Snug: “Masters, the duke is coming from the temple, and
there is two or three lords and ladies more married:
if our sport had gone forward, we had all been made
men.”

Flute: “O sweet bully Bottom! Thus hath he lost sixpence a
day during his life; he could not have ‘scaped
sixpence a day: an the duke had not given him
sixpence a day for playing Pyramus, I’ll be hanged;
he would have deserved it: sixpence a day in
Pyramus, or nothing.”

For J.D. Vance, it was a completed Yale Law School education and life among the swells in a white-shoe law firm – or nothing.

Shakespeare, by the way, knew that you wouldn’t find sixpence anywhere in ancient Athens. The-up entire play is a send-up: the mechanicals feel torn straight out of Elizabethan England; the Duke himself is the only half-human demigod Theseus of Greek mythology, and the play the mechanicals put on is Pyramus and Thisby, which Shakespeare presents as a satire of his own Romeo and Juliet, possibly staged just the year before. The play also features a quartet of young lovers drawn from the Athenian aristocracy, and Titania the Queen of the Fairies, and Oberon her jealous King, drawn from the world of pure fantasy. These various characters could not be more foreign to each other than J.D. Vance and his Yale classmates, who we will charitably hope did not imagine the Kentuckian with an ass-head atop his shoulders.

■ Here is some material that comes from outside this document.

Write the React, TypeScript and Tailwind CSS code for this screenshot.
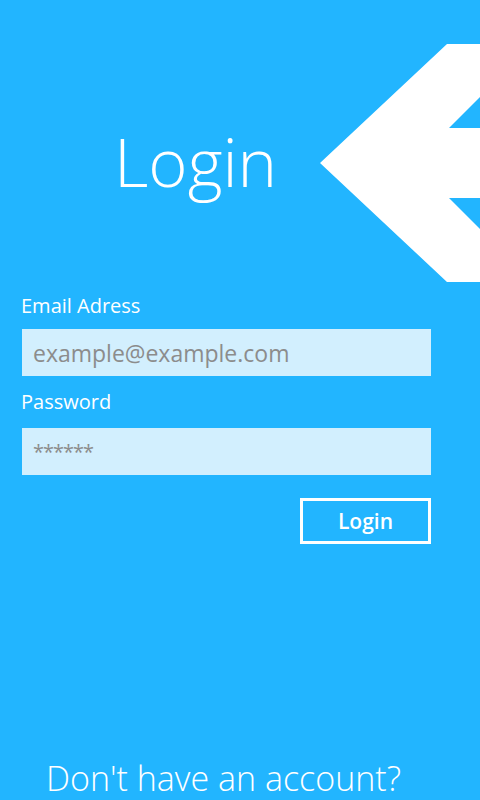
import React from "react";

function BackArrow() {
    return (
        <svg width="160" height="238" viewBox="320 44 160 238" className="shrink-0">
            <polygon
                fill="#ffffff"
                points="447,44 480,44 480,97 449,128 480,128 480,198 449,198 480,229 480,282 447,282 320,163"
            />
        </svg>
    );
}

export default function App() {
    return (
        <div
            className="flex h-[800px] w-[480px] flex-col overflow-hidden bg-[#22b5ff] text-white"
            style={{ fontFamily: '"Open Sans", "Noto Sans", sans-serif' }}
        >
            <header className="mt-[44px] flex h-[238px] items-center">
                <h1 className="flex-1 pl-[114px] pb-[4px] text-[67px] leading-none font-light">Login</h1>
                <BackArrow />
            </header>

            <form className="mt-[11px] flex flex-col px-[22px]" onSubmit={(e) => e.preventDefault()}>
                <label className="-ml-[1px] text-[20px] leading-[26px]">Email Adress</label>
                <input
                    type="email"
                    placeholder="example@example.com"
                    className="mt-[10px] h-[47px] w-[409px] bg-[#d2effe] px-[11px] text-[23px] text-[#333] outline-none placeholder:text-[#8c8c8c]"
                />
                <label className="-ml-[1px] mt-[13px] text-[20px] leading-[26px]">Password</label>
                <input
                    type="password"
                    placeholder="******"
                    className="mt-[13px] h-[47px] w-[409px] bg-[#d2effe] px-[11px] text-[20px] tracking-[-1px] text-[#333] outline-none placeholder:text-[#8c8c8c]"
                />
                <div className="mt-[23px] flex w-[409px] justify-end">
                    <button
                        type="submit"
                        className="h-[46px] w-[131px] border-[3px] border-white pt-[2px] text-[21px] font-semibold"
                    >
                        Login
                    </button>
                </div>
            </form>

            <div className="mt-auto pl-[46px]">
                <p className="text-[34px] leading-[44px] font-light whitespace-nowrap">Don't have an account?</p>
            </div>
        </div>
    );
}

In the end, Bottom shows up in the nick of time and saves the day, and their play, as it must, goes on (the strings refers to strings used to hold an actor’s fake beard to his face; pumps are shoes; our play is preferred means the Duke has agreed to see it:

Bottom: “Where are these lads? where are these hearts?”

Quince: “Bottom! O most courageous day! O most happy hour!”

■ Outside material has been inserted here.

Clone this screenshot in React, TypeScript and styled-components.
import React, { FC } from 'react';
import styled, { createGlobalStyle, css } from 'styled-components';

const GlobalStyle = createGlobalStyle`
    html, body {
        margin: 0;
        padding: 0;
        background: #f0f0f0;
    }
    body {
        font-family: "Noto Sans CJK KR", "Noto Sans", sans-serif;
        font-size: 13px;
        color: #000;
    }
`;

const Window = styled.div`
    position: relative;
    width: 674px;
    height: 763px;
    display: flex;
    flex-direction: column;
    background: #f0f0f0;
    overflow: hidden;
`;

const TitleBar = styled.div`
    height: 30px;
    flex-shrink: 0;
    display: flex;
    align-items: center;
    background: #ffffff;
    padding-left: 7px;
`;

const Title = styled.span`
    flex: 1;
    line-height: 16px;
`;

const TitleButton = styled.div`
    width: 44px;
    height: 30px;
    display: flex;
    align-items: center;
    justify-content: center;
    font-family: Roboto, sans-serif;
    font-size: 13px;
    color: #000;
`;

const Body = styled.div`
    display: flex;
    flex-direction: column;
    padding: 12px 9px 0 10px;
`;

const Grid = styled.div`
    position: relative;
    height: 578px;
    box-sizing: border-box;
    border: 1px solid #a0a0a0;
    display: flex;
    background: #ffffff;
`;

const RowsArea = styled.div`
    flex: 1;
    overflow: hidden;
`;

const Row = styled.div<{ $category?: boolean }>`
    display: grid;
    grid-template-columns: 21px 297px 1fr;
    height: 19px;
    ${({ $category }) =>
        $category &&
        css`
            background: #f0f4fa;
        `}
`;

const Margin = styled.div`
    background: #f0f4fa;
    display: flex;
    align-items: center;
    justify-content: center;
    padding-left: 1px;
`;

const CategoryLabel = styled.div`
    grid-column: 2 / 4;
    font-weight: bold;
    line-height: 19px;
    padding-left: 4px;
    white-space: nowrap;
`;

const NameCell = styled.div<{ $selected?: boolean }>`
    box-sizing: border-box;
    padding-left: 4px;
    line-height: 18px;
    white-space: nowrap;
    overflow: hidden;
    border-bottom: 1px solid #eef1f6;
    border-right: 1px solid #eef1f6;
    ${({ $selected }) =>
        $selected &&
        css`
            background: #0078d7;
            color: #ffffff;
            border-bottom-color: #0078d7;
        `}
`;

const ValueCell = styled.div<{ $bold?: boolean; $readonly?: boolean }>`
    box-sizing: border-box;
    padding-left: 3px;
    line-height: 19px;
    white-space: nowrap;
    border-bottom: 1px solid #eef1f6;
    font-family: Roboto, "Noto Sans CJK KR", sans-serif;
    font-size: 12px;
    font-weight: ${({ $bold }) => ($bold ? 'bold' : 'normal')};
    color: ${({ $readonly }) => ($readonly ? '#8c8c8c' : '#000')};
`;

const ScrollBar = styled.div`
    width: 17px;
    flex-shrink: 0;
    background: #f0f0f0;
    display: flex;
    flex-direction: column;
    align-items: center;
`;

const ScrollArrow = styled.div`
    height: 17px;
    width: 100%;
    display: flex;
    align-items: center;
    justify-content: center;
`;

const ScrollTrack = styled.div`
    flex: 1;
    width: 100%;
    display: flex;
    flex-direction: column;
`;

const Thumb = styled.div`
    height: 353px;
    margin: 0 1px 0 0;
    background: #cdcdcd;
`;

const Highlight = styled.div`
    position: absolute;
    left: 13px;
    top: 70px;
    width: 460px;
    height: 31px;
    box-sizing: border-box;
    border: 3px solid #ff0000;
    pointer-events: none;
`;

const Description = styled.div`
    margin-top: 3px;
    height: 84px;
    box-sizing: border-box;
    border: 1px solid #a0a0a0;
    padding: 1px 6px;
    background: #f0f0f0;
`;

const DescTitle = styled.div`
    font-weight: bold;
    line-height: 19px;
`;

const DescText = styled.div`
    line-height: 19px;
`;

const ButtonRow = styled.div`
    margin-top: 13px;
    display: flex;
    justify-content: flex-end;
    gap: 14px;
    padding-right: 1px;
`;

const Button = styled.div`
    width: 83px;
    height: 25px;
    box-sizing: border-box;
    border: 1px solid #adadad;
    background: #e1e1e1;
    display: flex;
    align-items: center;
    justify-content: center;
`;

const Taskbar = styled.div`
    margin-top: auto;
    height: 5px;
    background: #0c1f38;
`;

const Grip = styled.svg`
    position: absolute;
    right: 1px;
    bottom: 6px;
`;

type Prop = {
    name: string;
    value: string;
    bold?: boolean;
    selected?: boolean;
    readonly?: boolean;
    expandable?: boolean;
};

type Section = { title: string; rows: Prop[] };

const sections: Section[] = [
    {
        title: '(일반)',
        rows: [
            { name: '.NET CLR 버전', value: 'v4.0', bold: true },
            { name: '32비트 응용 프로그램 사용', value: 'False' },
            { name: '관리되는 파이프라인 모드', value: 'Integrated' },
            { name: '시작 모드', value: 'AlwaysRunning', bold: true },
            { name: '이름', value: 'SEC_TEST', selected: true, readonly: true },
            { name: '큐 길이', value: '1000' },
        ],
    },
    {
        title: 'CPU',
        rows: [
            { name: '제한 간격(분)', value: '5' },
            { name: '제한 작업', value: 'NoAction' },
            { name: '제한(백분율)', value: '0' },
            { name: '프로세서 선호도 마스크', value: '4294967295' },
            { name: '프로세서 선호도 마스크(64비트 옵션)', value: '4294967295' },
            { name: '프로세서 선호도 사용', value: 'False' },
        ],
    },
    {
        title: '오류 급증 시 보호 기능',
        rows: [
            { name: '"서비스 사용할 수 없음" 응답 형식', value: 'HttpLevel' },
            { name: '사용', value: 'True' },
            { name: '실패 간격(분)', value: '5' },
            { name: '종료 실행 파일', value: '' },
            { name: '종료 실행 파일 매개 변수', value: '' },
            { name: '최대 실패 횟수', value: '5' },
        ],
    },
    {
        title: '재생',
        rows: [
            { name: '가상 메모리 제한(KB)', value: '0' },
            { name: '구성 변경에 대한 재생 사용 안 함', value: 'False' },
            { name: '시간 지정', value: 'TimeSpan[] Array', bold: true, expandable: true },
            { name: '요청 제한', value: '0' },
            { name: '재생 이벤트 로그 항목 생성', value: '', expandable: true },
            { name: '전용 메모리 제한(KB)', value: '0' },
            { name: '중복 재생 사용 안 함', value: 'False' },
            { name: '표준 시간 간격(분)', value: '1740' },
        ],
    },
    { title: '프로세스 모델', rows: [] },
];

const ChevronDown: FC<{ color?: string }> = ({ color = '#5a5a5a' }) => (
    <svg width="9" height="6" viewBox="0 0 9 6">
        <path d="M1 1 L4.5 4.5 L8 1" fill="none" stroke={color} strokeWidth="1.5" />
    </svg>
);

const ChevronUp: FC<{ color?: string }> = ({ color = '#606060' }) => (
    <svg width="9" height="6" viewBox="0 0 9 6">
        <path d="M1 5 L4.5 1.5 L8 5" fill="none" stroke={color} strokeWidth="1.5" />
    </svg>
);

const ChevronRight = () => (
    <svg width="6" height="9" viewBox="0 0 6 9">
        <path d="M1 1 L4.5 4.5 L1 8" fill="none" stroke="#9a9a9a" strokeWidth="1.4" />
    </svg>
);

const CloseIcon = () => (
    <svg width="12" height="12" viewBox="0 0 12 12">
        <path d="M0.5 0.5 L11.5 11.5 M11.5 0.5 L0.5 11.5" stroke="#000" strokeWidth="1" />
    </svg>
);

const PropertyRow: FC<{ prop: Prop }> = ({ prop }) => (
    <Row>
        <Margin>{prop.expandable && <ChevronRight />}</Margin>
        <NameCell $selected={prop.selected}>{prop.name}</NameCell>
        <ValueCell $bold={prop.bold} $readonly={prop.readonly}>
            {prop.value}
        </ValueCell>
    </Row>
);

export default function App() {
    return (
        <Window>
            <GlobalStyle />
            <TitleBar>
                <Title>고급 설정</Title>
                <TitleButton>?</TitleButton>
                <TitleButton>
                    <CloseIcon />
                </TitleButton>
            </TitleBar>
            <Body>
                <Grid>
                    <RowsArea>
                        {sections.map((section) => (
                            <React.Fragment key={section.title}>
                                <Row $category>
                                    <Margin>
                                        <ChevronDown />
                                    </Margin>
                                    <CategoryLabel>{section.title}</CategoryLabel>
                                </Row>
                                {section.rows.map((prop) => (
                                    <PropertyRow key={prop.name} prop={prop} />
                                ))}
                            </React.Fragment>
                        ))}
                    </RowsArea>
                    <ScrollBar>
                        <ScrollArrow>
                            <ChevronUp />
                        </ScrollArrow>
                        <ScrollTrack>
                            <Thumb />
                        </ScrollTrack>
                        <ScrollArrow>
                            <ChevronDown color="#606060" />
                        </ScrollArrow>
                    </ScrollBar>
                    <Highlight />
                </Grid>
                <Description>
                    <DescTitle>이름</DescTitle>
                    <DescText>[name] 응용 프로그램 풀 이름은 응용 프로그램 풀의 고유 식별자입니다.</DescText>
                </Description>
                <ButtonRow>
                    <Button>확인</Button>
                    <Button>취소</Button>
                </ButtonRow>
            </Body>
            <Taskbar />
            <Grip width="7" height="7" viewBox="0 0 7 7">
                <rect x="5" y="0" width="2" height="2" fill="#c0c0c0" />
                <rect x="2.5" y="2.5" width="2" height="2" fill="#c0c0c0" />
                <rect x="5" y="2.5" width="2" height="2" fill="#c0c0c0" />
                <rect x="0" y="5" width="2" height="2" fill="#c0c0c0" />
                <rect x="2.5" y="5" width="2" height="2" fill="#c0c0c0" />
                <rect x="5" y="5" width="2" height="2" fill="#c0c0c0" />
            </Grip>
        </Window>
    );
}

Bottom: “Masters, I am to discourse wonders: but ask me not
what; for if I tell you, I am no true Athenian. I
will tell you every thing, right as it fell out.”

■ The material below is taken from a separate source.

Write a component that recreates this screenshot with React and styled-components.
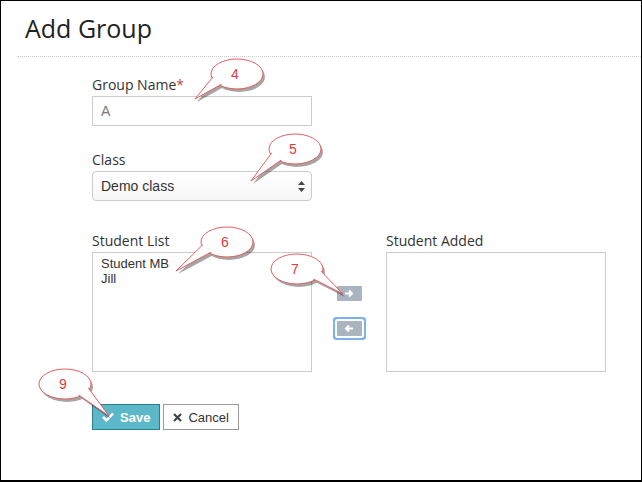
import React from "react";
import styled, { createGlobalStyle } from "styled-components";

const Global = createGlobalStyle`
  html, body { margin: 0; padding: 0; background: #fff; }
  body { font-family: "Open Sans", "Liberation Sans", sans-serif; }
`;

const Frame = styled.div`
  position: relative;
  width: 640px;
  height: 479px;
  border: 1px solid #000;
  border-bottom-width: 2px;
  overflow: hidden;
  background: #fff;
`;

const Title = styled.h1`
  margin: 0;
  padding: 10px 0 0 24px;
  height: 45px;
  box-sizing: border-box;
  height: 55px;
  font-weight: 400;
  font-size: 25px;
  color: #222;
`;

const Divider = styled.div`
  margin-left: 16px;
  border-top: 1px dotted #ccc;
`;

const Form = styled.div`
  padding: 18px 0 0 91px;
  display: flex;
  flex-direction: column;
`;

const Label = styled.label`
  display: block;
  font-size: 14px;
  color: #333;
  margin-bottom: 2px;
  span { color: #b94a48; }
`;

const Field = styled.div`
  margin-bottom: ${(p) => p.$gap || 0}px;
`;

const Input = styled.div`
  width: 220px;
  height: 30px;
  border: 1px solid #ccc;
  box-sizing: border-box;
  font-family: "Liberation Sans", sans-serif;
  font-size: 14px;
  color: #777;
  padding-left: 8px;
  display: flex;
  align-items: center;
`;

const Select = styled(Input)`
  border-radius: 4px;
  color: #333;
  justify-content: space-between;
  padding-right: 6px;
  background: linear-gradient(#fff, #f7f7f7);
`;

const Lists = styled.div`
  display: flex;
  align-items: flex-start;
`;

const ListCol = styled.div`
  display: flex;
  flex-direction: column;
`;

const ListBox = styled.div`
  width: 220px;
  height: 120px;
  border: 1px solid #ccc;
  padding: 3px 8px;
  box-sizing: border-box;
  font-family: "Liberation Sans", sans-serif;
  font-size: 13px;
  color: #333;
  line-height: 15px;
`;

const Arrows = styled.div`
  width: 74px;
  display: flex;
  flex-direction: column;
  align-items: center;
  padding-top: 55px;
  gap: 17px;
`;

const ArrowBtn = styled.div`
  width: 25px;
  height: 15px;
  background: #a9b4bf;
  color: #fff;
  display: flex;
  align-items: center;
  justify-content: center;
  border-radius: 1px;
  box-shadow: ${(p) => (p.$focus ? "0 0 0 2px #fff, 0 0 0 4px #7fb0ee" : "none")};
  margin-top: ${(p) => (p.$focus ? 3 : 0)}px;
`;

const Buttons = styled.div`
  display: flex;
  gap: 3px;
  margin-top: 32px;
`;

const Button = styled.div`
  height: 24px;
  padding: 0 9px;
  display: flex;
  align-items: center;
  gap: 6px;
  font-family: "Liberation Sans", sans-serif;
  font-size: 13px;
  border: 1px solid ${(p) => (p.$primary ? "#2c7d8c" : "#999")};
  background: ${(p) => (p.$primary ? "#5cb8c8" : "#fff")};
  color: ${(p) => (p.$primary ? "#fff" : "#333")};
  font-weight: ${(p) => (p.$primary ? 700 : 400)};
`;

const CalloutWrap = styled.svg`
  position: absolute;
  left: 0;
  top: 0;
  pointer-events: none;
`;

const Callout = ({ cx, cy, tx, ty, n }) => {
  const a = Math.atan2(ty - cy, tx - cx);
  const w = 0.35;
  const p1 = [cx + 24 * Math.cos(a - w), cy + 13 * Math.sin(a - w)];
  const p2 = [cx + 24 * Math.cos(a + w), cy + 13 * Math.sin(a + w)];
  const d = `M${p1[0]},${p1[1]} L${tx},${ty} L${p2[0]},${p2[1]}`;
  return (
    <g>
      <g transform="translate(2,3)" opacity="0.35">
        <ellipse cx={cx} cy={cy} rx="26" ry="15" fill="#000" />
        <path d={d} fill="#000" />
      </g>
      <ellipse cx={cx} cy={cy} rx="26" ry="15" fill="#fff" stroke="#e06060" strokeWidth="1" />
      <path d={d} fill="#fff" stroke="#e06060" strokeWidth="1" />
      <ellipse cx={cx} cy={cy} rx="24" ry="13" fill="#fff" />
      <text x={cx - 6} y={cy + 5} fontSize="14" fill="#e03a3a" fontFamily="Liberation Sans, sans-serif">{n}</text>
    </g>
  );
};

export default function App() {
  return (
    <Frame>
      <Global />
      <Title>Add Group</Title>
      <Divider />
      <Form>
        <Field $gap={24}>
          <Label>Group Name<span>*</span></Label>
          <Input>A</Input>
        </Field>
        <Field $gap={30}>
          <Label>Class</Label>
          <Select>
            Demo class
            <svg width="7" height="11" viewBox="0 0 7 11"><path d="M3.5 0L7 4H0z M0 7h7L3.5 11z" fill="#444" /></svg>
          </Select>
        </Field>
        <Lists>
          <ListCol>
            <Label>Student List</Label>
            <ListBox>Student MB<br />Jill</ListBox>
          </ListCol>
          <Arrows>
            <ArrowBtn>
              <svg width="10" height="9" viewBox="0 0 10 9"><path d="M1 4.5h7M5 1.5l3 3-3 3" stroke="#fff" strokeWidth="2" fill="none" /></svg>
            </ArrowBtn>
            <ArrowBtn $focus>
              <svg width="10" height="9" viewBox="0 0 10 9"><path d="M9 4.5H2M5 1.5l-3 3 3 3" stroke="#fff" strokeWidth="2" fill="none" /></svg>
            </ArrowBtn>
          </Arrows>
          <ListCol>
            <Label>Student Added</Label>
            <ListBox />
          </ListCol>
        </Lists>
        <Buttons>
          <Button $primary>
            <svg width="12" height="10" viewBox="0 0 12 10"><path d="M1 5l3.5 3.5L11 1.5" stroke="#fff" strokeWidth="2.5" fill="none" /></svg>
            Save
          </Button>
          <Button>
            <svg width="9" height="9" viewBox="0 0 9 9"><path d="M1 1l7 7M8 1L1 8" stroke="#444" strokeWidth="2.2" /></svg>
            Cancel
          </Button>
        </Buttons>
      </Form>
      <CalloutWrap width="640" height="479">
        <Callout cx={236} cy={73} tx={194} ty={98} n="4" />
        <Callout cx={294} cy={148} tx={250} ty={180} n="5" />
        <Callout cx={226} cy={241} tx={175} ty={270} n="6" />
        <Callout cx={296} cy={268} tx={342} ty={293} n="7" />
        <Callout cx={64} cy={383} tx={108} ty={415} n="9" />
      </CalloutWrap>
    </Frame>
  );
}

Quince: “Let us hear, sweet Bottom.”

Bottom: “Not a word of me. All that I will tell you is, that
the duke hath dined. Get your apparel together,
good strings to your beards, new ribbons to your
pumps; meet presently at the palace; every man look
o’er his part; for the short and the long is, our
play is preferred. In any case, let Thisby have
clean linen; and let not him that plays the lion
pair his nails, for they shall hang out for the
lion’s claws. And, most dear actors, eat no onions
nor garlic, for we are to utter sweet breath; and I
do not doubt but to hear them say, it is a sweet
comedy. No more words: away! go, away!”